In December 2011, Aldebaran Robotics launched a new, more interactive version of the robot, NAO Next Gen, with the aim of partnering with organizations serving autistic children. Among other improvements, Next Gen has an advanced voice recognition program and an on-board computer that “sees” with the help of two video streams.

Indeed, Veltrop said that his next step is to add “hearing and speaking through the robot,” using the NAO’s microphones and speakers and his own homebrewed Head Mounted Display (HMD).

Aside from domestic applications, a video game-robot interface could have many practical applications in firefighting, hazmat response, bomb squad operations and other emergencies.

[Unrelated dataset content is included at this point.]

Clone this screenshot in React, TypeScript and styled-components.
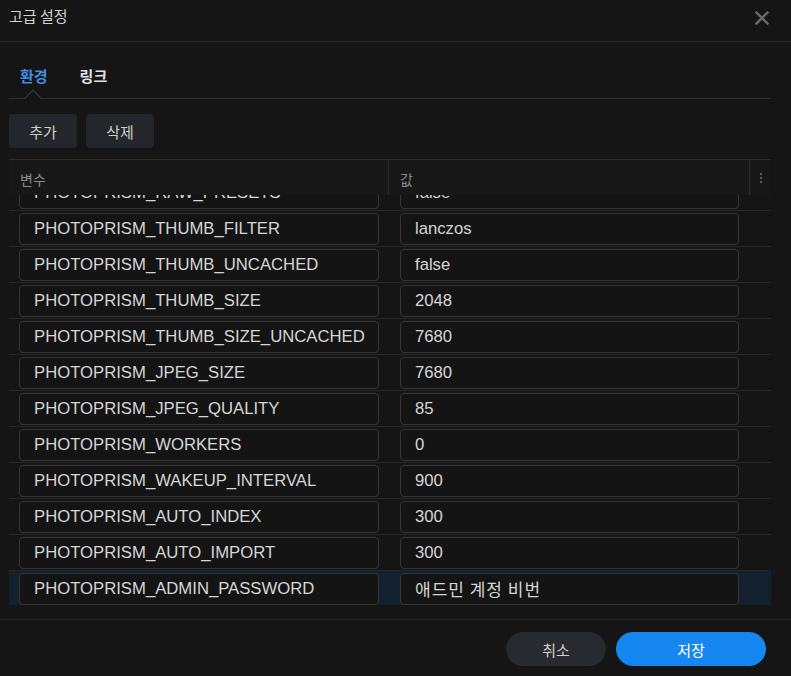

For that matter, a remote-controlled robot could have many practical military applications, from base operations to field work including search-and-rescue, reconnaissance and mine detection, on up to killing the enemy.

The U.S. military’s increased use of airborne drones hints in that direction. The Department of Defense has also been investigating humanoid robots and four-legged walking robots developed by the company Boston Dynamics, nicknamed, coincidentally, BigDog and LittleDog, which are capable of traversing rough terrain. A smaller version, RHex, can navigate marshy conditions and swim underwater.

No word yet on how any of these devices would fare against Ewoks, though presumably the NAO would be armed with a hairbrush.